Investigation of hydrodynamics and mass transfer of solid foam packings for gas-liquid applications

Chemical reactors with a fixed bed of catalyst particles are widely applied in the chemical industry. However, the performance of these reactors often suffers from some drawbacks, such as high energy consumption caused by pressure loss and low productivity due to mass and heat transfer limitations. One solution is to replace catalyst particles with catalysts packings based on solid foams with an open cell structure. Such porous structures combine large specific surface areas, high bed porosities, and interconnected pores for enhanced heat and mass transfer (Zhang et al. 2012). The performance of reactors with solid foam catalysts depends on the interaction of the fluids with the foam structure and, hence, the mass transfer to the foam surface. These two aspects are directly linked to the overall reactor performance and need to be understood in detail for reactor design.
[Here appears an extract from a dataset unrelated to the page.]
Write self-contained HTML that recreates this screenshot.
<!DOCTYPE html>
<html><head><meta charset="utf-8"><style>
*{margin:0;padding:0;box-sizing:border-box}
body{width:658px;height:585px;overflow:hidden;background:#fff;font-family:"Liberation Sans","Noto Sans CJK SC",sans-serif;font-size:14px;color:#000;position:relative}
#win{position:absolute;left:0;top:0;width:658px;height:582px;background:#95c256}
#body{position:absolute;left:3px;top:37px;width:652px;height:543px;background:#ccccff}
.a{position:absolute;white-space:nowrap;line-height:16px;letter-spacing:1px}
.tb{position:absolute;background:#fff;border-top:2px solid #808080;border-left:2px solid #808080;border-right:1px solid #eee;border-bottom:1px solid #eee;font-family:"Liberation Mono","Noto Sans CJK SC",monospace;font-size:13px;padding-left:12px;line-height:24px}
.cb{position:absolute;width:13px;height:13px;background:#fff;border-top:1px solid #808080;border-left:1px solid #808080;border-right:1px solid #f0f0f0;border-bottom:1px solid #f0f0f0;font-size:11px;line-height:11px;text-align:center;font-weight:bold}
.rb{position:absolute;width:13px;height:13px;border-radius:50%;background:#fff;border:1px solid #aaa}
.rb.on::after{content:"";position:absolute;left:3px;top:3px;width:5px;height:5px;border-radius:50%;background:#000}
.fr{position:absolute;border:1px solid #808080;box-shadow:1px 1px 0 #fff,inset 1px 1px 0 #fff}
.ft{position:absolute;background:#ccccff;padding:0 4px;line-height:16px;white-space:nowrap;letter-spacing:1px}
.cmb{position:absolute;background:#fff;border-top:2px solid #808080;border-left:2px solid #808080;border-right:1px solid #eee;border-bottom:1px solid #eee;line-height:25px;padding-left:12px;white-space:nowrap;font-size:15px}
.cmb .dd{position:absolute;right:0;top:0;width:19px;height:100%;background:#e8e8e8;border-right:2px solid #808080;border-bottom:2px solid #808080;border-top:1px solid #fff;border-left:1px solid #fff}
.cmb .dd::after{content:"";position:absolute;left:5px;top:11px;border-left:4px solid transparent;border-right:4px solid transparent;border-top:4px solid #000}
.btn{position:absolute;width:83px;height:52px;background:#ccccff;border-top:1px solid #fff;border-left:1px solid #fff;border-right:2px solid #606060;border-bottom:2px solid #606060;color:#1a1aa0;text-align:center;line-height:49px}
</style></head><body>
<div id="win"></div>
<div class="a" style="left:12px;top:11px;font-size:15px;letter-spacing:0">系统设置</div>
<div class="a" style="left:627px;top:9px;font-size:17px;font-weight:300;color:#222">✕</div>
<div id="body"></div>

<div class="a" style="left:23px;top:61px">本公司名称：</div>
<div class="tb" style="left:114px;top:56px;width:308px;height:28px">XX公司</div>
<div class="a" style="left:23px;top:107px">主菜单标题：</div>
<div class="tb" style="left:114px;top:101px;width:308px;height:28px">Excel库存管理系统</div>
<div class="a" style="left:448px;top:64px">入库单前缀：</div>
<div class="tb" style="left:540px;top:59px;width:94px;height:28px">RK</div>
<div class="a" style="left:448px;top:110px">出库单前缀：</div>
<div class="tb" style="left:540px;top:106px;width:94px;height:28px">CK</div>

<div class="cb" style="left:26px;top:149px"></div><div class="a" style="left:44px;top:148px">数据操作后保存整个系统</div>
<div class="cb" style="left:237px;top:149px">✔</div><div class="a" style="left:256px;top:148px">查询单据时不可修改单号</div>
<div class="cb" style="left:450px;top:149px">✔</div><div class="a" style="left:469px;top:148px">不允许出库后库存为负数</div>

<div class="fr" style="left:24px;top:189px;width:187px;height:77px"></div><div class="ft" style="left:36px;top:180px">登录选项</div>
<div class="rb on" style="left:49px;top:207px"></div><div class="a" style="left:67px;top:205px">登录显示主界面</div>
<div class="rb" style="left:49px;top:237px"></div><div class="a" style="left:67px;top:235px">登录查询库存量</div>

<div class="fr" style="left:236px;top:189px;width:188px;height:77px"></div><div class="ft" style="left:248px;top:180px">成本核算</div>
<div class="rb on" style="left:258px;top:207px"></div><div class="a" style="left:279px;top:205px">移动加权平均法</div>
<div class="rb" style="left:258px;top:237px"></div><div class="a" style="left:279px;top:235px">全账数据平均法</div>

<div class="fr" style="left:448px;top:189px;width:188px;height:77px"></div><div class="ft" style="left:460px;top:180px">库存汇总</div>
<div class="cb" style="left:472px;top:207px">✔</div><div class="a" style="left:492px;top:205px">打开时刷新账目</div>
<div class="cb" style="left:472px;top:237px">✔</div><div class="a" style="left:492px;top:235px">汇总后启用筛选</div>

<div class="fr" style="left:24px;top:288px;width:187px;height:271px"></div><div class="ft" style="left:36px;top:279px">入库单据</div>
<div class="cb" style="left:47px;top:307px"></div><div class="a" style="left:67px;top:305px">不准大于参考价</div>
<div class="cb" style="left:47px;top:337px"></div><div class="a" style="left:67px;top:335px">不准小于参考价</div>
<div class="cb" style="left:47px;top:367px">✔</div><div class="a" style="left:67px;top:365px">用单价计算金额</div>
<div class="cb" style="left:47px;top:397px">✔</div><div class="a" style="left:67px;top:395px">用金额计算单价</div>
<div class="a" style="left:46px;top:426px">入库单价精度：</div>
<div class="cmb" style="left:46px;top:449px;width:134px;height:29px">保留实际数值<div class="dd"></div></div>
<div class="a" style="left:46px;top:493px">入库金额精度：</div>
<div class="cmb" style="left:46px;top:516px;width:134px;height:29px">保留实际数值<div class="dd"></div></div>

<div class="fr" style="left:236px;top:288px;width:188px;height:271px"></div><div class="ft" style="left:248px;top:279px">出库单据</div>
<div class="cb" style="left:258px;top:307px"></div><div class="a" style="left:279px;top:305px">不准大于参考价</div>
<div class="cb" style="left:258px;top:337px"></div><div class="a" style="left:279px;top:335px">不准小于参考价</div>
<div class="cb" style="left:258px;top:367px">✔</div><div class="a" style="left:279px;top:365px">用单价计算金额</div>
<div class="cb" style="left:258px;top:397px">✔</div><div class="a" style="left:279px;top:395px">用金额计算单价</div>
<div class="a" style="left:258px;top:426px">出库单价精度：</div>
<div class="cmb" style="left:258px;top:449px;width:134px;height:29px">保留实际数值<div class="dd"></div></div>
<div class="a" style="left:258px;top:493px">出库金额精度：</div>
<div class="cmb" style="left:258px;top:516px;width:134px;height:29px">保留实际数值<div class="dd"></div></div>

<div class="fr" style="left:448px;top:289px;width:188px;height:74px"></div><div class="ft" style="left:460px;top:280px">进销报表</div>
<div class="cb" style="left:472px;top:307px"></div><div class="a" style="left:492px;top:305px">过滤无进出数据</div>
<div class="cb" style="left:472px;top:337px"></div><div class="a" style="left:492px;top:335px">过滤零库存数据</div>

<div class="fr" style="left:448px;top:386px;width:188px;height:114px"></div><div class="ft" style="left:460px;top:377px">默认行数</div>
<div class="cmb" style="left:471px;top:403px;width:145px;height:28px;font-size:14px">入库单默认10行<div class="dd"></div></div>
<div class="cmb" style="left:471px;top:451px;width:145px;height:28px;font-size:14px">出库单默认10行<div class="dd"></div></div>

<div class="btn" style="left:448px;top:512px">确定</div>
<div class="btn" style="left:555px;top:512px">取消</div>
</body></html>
This work focuses on an experimental investigation of hydrodynamics and mass transfer. The hydrodynamics investigation was based on applying novel wire-mesh sensors to study gas and liquid distribution at high spatial resolution. The particular liquid-solid mass transfer was studied by a modified electrochemical method. The experiments are based on the measurement of electrical current under mass transfer diffusion limited condition. The experimental results of this work demonstrate clearly the potential of solid foam as suitable packing for gas-liquid applications.